東北広域連合/若者の政策提言を生かそう『河北新報』社説2012年2月6日付

『河北新報』社説2012年2月6日付

東北広域連合/若者の政策提言を生かそう

 東日本大震災後の東北像を描くのは誰か。復興に要する膨大な時間と労力、資金を考えれば、若い世代にこそ積極的に声を上げてほしい。

 「東北を一つに」を合言葉に、東北大公共政策大学院の学生たちが「東北広域連合の創設」に関する政策提言をまとめ、宮城県に提出した。

 私たちは震災前から、広域行政の必要性を訴えてきた。ヒト、モノ、カネ、情報が地球規模で往来する時代。東北が地域主権を確立し、自立的発展を遂げるためには「県域」ではなく「圏域」として凝集しなければならないと主張してきた。

 「1000年に1度」の大災害を受け、県境を越えた互助のシステム構築が喫緊の課題になっている。

 広域連携は「おらが県意識」が障害となって、ともするとできない理由を探す作業になりがちだ。だが、できることを今すぐやろう、という若者のチャレンジ精神は現状変革の起爆剤となるだろう。

 同大学院は公共政策の専門家などを養成する専門職大学院。20代の若者を中心にワークショップなどを通じて、地方自治体が抱える課題解決に向け、提言などを行っている。

 今回は学生7人が広域行政で取り組むべき(1)防災(2)医療(3)産業-の3分野、7項目を提案、広域連合の組織構成も示した。

 提言は広域連合の参加自治体として東北6県と政令市の仙台市を想定。国出先機関のうち、地方整備局、経済産業局、地方環境事務所の移管を求める。

 最大の特徴は、住民が連合のメリットを実感しやすい分野を中心に提言をまとめたことだ。

 大震災で支援物資の調達と分配業務に支障が出たことを踏まえ、連合自身が中核的な広域防災拠点を整備する必要性に言及。第1段階として、いわて花巻空港隣接地(北東北担当)、山形空港隣接地(南東北担当)を挙げた。

 各県が所有するドクターヘリを連合に移管、県境を越えて共同運航すれば、初期治療までの時間を最大10分短縮できるという。このほか、東北に遍在する地熱資源を共同開発する構想などが盛り込まれている。

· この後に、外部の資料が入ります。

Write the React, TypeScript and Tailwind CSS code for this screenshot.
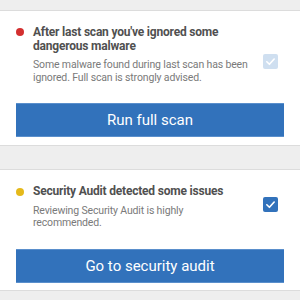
import React from "react";

function Check({ color }: { color: string }) {
  return (
    <div className={`w-[15px] h-[15px] rounded-[2px] flex items-center justify-center ${color}`}>
      <svg width="11" height="11" viewBox="0 0 12 12" fill="none">
        <path d="M2 6.3 L4.8 9 L10 3.3" stroke="white" strokeWidth="1.8" strokeLinecap="round" strokeLinejoin="round" />
      </svg>
    </div>
  );
}

export default function App() {
  return (
    <div
      className="w-[300px] h-[300px] bg-[#eeeeee] pt-[10px] overflow-hidden"
      style={{ fontFamily: "Roboto, 'Noto Sans', sans-serif" }}
    >
      <div className="bg-white border-y border-[#dcdcdc] pt-[14px] pb-[8px]">
        <div className="flex items-start pl-[16px] pr-[22px]">
          <div className="w-[8px] h-[8px] rounded-full mt-[3px] shrink-0 bg-[#d32f2f]" />
          <div className="ml-[9px] w-[215px]">
            <div className="text-[12px] leading-[14px] tracking-[-0.2px] font-bold text-[#505050]">
              After last scan you've ignored some dangerous malware
            </div>
            <div className="text-[10.5px] leading-[13px] tracking-[-0.15px] text-[#7a7a7a] mt-[4.5px]">
              Some malware found during last scan has been ignored. Full scan is strongly advised.
            </div>
          </div>
          <div className="ml-auto mt-[29px]">
            <Check color="bg-[#cfdff0]" />
          </div>
        </div>
        <div className="mx-[16px] mt-[19.5px] h-[34px] bg-[#3272bb] border-y border-[#5a8fcc] flex items-center justify-center text-white text-[15px]">
          Run full scan
        </div>
      </div>
      <div className="h-[23px]" />
      <div className="bg-white border-y border-[#dcdcdc] pt-[14px] pb-[7px]">
        <div className="flex items-start pl-[16px] pr-[22px]">
          <div className="w-[8px] h-[8px] rounded-full mt-[3.5px] shrink-0 bg-[#e5b91a]" />
          <div className="ml-[9px] w-[215px]">
            <div className="text-[12px] leading-[14px] tracking-[-0.2px] font-bold text-[#505050]">
              Security Audit detected some issues
            </div>
            <div className="text-[10.5px] leading-[11.5px] tracking-[-0.15px] text-[#7a7a7a] mt-[7px]">
              Reviewing Security Audit is highly recommended.
            </div>
          </div>
          <div className="ml-auto mt-[13px]">
            <Check color="bg-[#3272bb]" />
          </div>
        </div>
        <div className="mx-[16px] mt-[21px] h-[34px] bg-[#3272bb] border-y border-[#5a8fcc] flex items-center justify-center text-white text-[15px]">
          Go to security audit
        </div>
      </div>
    </div>
  );
}
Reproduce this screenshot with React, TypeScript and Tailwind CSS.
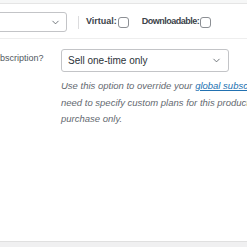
import { ChevronDown } from 'lucide-react';

function Check() {
  return <span className="ml-[1px] inline-block h-[11px] w-[11px] shrink-0 rounded-[3px] border border-[#8c8f94] bg-white" />;
}

export default function App() {
  return (
    <div
      className="flex h-[247px] w-[247px] flex-col overflow-hidden bg-white text-[#3c434a]"
      style={{ fontFamily: '"Liberation Sans", Arial, sans-serif' }}
    >
      {/* top edge of the tab strip */}
      <div className="h-[4px] shrink-0 border-b border-[#e5e5e5] bg-[#f6f7f7]" />

      {/* product type row */}
      <div className="flex h-[35px] shrink-0 items-center border-b border-[#eeeeee] pt-[2px]">
        <div className="-ml-[14px] flex h-[20px] w-[81px] items-center justify-end rounded-[3px] border border-[#c3c4c7] pr-[5px]">
          <ChevronDown size={11} strokeWidth={1.75} className="text-[#50575e]" />
        </div>
        <span className="ml-[11px] h-[13px] w-px bg-[#dcdcde]" />
        <span className="ml-[7px] text-[9px] font-bold">Virtual:</span>
        <Check />
        <span className="ml-[13px] text-[9px] font-bold tracking-[-0.5px]">Downloadable:</span>
        <Check />
      </div>

      {/* subscription row */}
      <div className="flex pt-[10px]">
        <div className="w-[61px] shrink-0 overflow-hidden pt-[3px]">
          <div className="-ml-[11px] whitespace-nowrap text-[9px] text-[#50575e]">Subscription?</div>
        </div>
        <div className="min-w-0 flex-1">
          <div className="flex h-[23px] w-[168px] items-center justify-between rounded-[3px] border border-[#c3c4c7] pl-[6px] pr-[6px] text-[10px] text-[#2c3338]">
            <span>Sell one-time only</span>
            <ChevronDown size={11} strokeWidth={1.75} className="text-[#50575e]" />
          </div>
          <div className="mt-[6px] whitespace-nowrap text-[9.5px] italic leading-[16.5px] text-[#646970]">
            <div>
              Use this option to override your{' '}
              <a className="text-[#2271b1] underline">global subscription settings</a>. You only
            </div>
            <div>need to specify custom plans for this product if you want to sell it as a one-time</div>
            <div>purchase only.</div>
          </div>
        </div>
      </div>

      <div className="flex-1" />
      <div className="h-[6px] shrink-0 border-t border-[#e0e0e0] bg-[#f0f0f1]" />
    </div>
  );
}
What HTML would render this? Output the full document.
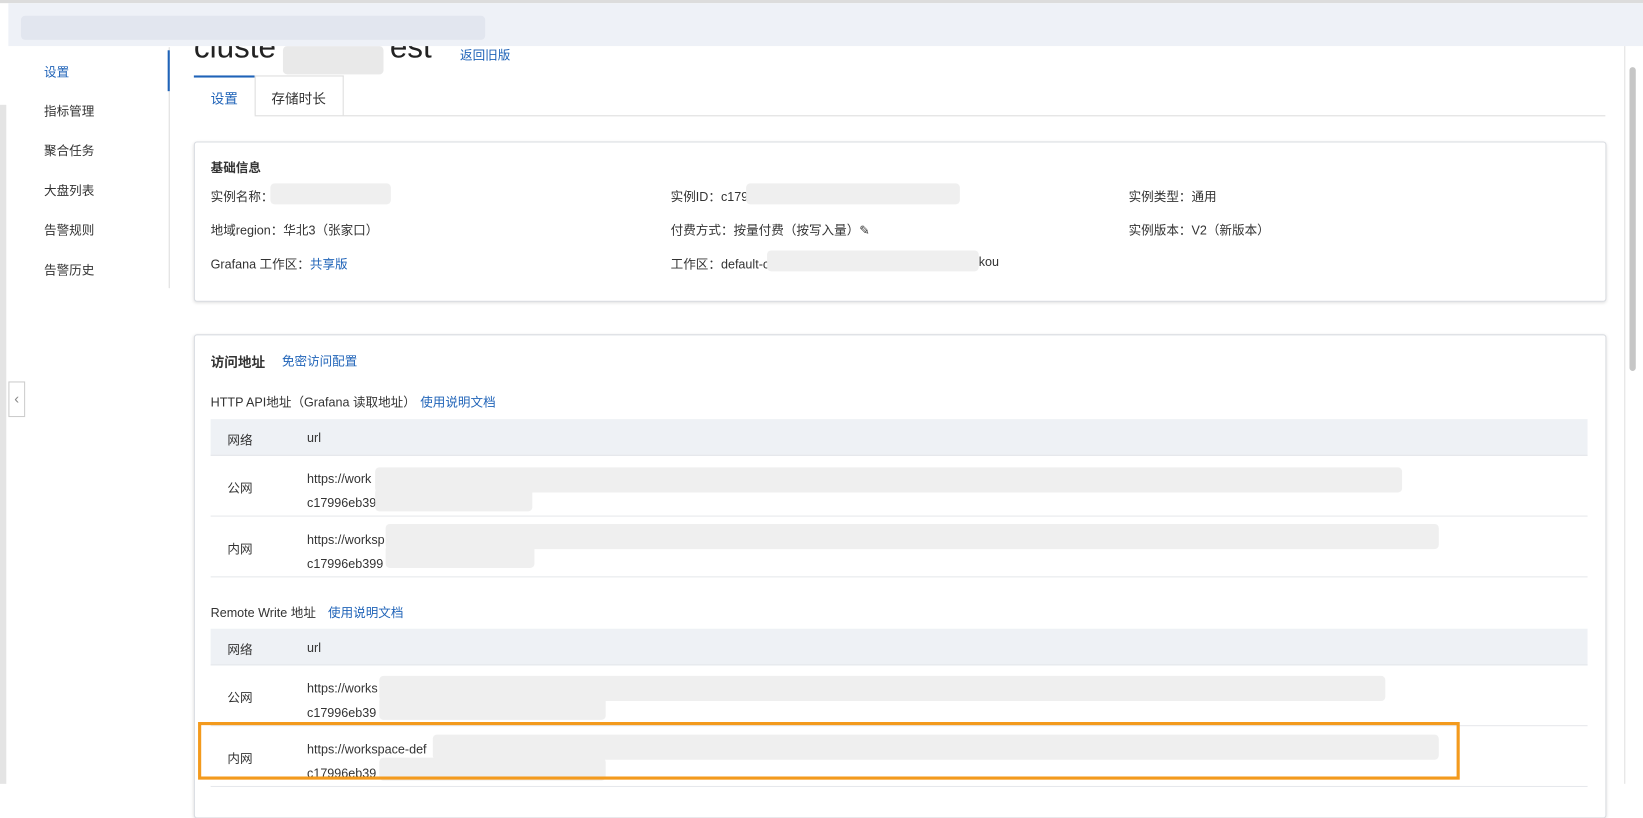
<!DOCTYPE html>
<html><head><meta charset="utf-8"><style>
html,body{margin:0;padding:0;width:1643px;height:784px;overflow:hidden;background:#fff}
#w{position:absolute;left:0;top:0;width:1568px;height:748px;transform:scale(1.0479);transform-origin:0 0;font-family:"Liberation Sans","Noto Sans CJK SC",sans-serif;font-size:12px;color:#333}
.a{position:absolute;white-space:nowrap}
.b{color:#1f63b8}
.bl{position:absolute;background:#efefef;border-radius:4px}
.card{position:absolute;left:185px;width:1346px;border:1px solid #d9dce1;border-radius:3px;box-shadow:0 1px 3px rgba(0,0,0,.12);background:#fff}
.th{position:absolute;left:201px;width:1314px;height:34px;background:#eef1f5;border-bottom:1px solid #e3e6ea}
.tr{position:absolute;left:201px;width:1314px;border-bottom:1px solid #e6e8eb}
</style></head><body><div id="w">
<div class="a" style="left:185px;top:26px;font-size:30px;color:#222;line-height:40px">cluste</div>
<div class="a" style="left:372px;top:26px;font-size:30px;color:#222;line-height:40px">est</div>
<div class="bl" style="left:270px;top:44px;width:96px;height:27px;background:#e9e9e9"></div>
<div class="a" style="left:0;top:0;width:1568px;height:3px;background:#dcdcdc"></div>
<div class="a" style="left:8px;top:3px;width:1560px;height:41px;background:#eef1f7"></div>
<div class="bl" style="left:20px;top:15px;width:443px;height:23px;background:#e2e6ef"></div>
<div class="a" style="left:0;top:100px;width:6px;height:648px;background:#e4e4e4"></div>
<div class="a" style="left:8px;top:364px;width:14px;height:32px;border:1px solid #ccc;background:#fff;color:#888;font-size:14px;line-height:30px;text-align:center">‹</div>
<div class="a" style="left:161px;top:45px;width:1px;height:230px;background:#ddd"></div>
<div class="a" style="left:160px;top:48px;width:2px;height:39px;background:#1f63b8"></div>
<div class="a b" style="left:42px;top:60px">设置</div>
<div class="a" style="left:42px;top:97px">指标管理</div>
<div class="a" style="left:42px;top:135px">聚合任务</div>
<div class="a" style="left:42px;top:173px">大盘列表</div>
<div class="a" style="left:42px;top:211px">告警规则</div>
<div class="a" style="left:42px;top:249px">告警历史</div>
<div class="a" style="left:1550px;top:44px;width:1px;height:704px;background:#e0e0e0"></div>
<div class="a" style="left:1555px;top:64px;width:6px;height:290px;background:#c6c6c6;border-radius:3px"></div>
<div class="a b" style="left:439px;top:44px">返回旧版</div>
<div class="a" style="left:185px;top:72px;width:58px;height:38px;border-top:2px solid #1f63b8;box-sizing:border-box;background:#fff"></div>
<div class="a b" style="left:201px;top:84px;font-size:13px">设置</div>
<div class="a" style="left:243px;top:72px;width:85px;height:38px;border:1px solid #ddd;border-bottom:none;box-sizing:border-box"></div>
<div class="a" style="left:259px;top:84px;font-size:13px">存储时长</div>
<div class="a" style="left:243px;top:110px;width:1289px;height:1px;background:#ddd"></div>
<div class="card" style="top:135px;height:151px"></div>
<div class="a" style="left:201px;top:151px;font-weight:bold">基础信息</div>
<div class="a" style="left:201px;top:179px">实例名称：</div><div class="bl" style="left:258px;top:175px;width:115px;height:20px"></div>
<div class="a" style="left:201px;top:211px">地域region：华北3（张家口）</div>
<div class="a" style="left:201px;top:243px">Grafana 工作区：<span class="b">共享版</span></div>
<div class="a" style="left:640px;top:179px">实例ID：c179</div><div class="bl" style="left:712px;top:175px;width:204px;height:20px"></div>
<div class="a" style="left:640px;top:211px">付费方式：按量付费（按写入量）✎</div>
<div class="a" style="left:640px;top:243px">工作区：default-c</div><div class="bl" style="left:732px;top:239px;width:202px;height:20px"></div><div class="a" style="left:934px;top:243px">kou</div>
<div class="a" style="left:1077px;top:179px">实例类型：通用</div>
<div class="a" style="left:1077px;top:211px">实例版本：V2（新版本）</div>
<div class="card" style="top:319px;height:460px"></div>
<div class="a" style="left:201px;top:335px;font-weight:bold;font-size:13px">访问地址</div>
<div class="a b" style="left:269px;top:336px">免密访问配置</div>
<div class="a" style="left:201px;top:375px">HTTP API地址（Grafana 读取地址）</div><div class="a b" style="left:401px;top:375px">使用说明文档</div>
<div class="th" style="top:400px"></div>
<div class="a" style="left:217px;top:411px">网络</div><div class="a" style="left:293px;top:411px">url</div>
<div class="tr" style="top:435px;height:57px"></div>
<div class="a" style="left:217px;top:457px">公网</div>
<div class="a" style="left:293px;top:446px;line-height:23px">https://work<br>c17996eb39</div>
<div class="bl" style="left:358px;top:446px;width:980px;height:24px"></div><div class="bl" style="left:358px;top:466px;width:150px;height:22px"></div>
<div class="tr" style="top:493px;height:57px"></div>
<div class="a" style="left:217px;top:515px">内网</div>
<div class="a" style="left:293px;top:504px;line-height:23px">https://worksp<br>c17996eb399</div>
<div class="bl" style="left:368px;top:500px;width:1005px;height:24px"></div><div class="bl" style="left:368px;top:520px;width:142px;height:22px"></div>
<div class="a" style="left:201px;top:576px">Remote Write 地址</div><div class="a b" style="left:313px;top:576px">使用说明文档</div>
<div class="th" style="top:600px"></div>
<div class="a" style="left:217px;top:611px">网络</div><div class="a" style="left:293px;top:611px">url</div>
<div class="tr" style="top:635px;height:57px"></div>
<div class="a" style="left:217px;top:657px">公网</div>
<div class="a" style="left:293px;top:646px;line-height:23px">https://works<br>c17996eb39</div>
<div class="bl" style="left:362px;top:645px;width:960px;height:24px"></div><div class="bl" style="left:362px;top:665px;width:216px;height:22px"></div>
<div class="tr" style="top:693px;height:57px"></div>
<div class="a" style="left:217px;top:715px">内网</div>
<div class="a" style="left:293px;top:704px;line-height:23px">https://workspace-def<br>c17996eb39</div>
<div class="bl" style="left:413px;top:701px;width:960px;height:24px"></div><div class="bl" style="left:362px;top:723px;width:216px;height:22px"></div>
<div class="a" style="left:189px;top:689px;width:1198px;height:49px;border:3px solid #f39a1d"></div>
</div></body></html>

 先行する関西広域連合は発足から1年を経過し、実績を着々と積み重ねている。構成7府県ごとに被災県を割り振る「カウンターパート」方式で、きめ細かい支援活動を展開してくれた。

 九州地方知事会と災害時相互応援協定を締結したほか、支援を受け入れる側に回った場合の態勢確立を目指して広域防災計画案も取りまとめた。

 震災で中断していた北海道東北地方知事会の「広域連携等に関する検討会議」がきょう、再開される。

 他ブロックに比べ「周回遅れ」の感が否めない東北の連携構想を推進するには、市民レベルの盛り上げが必要だ。各県知事は粗削りではあるが、その分、野心的な若者の声に耳を傾け、東北の一体化に向けて大胆にかじを切ってほしい。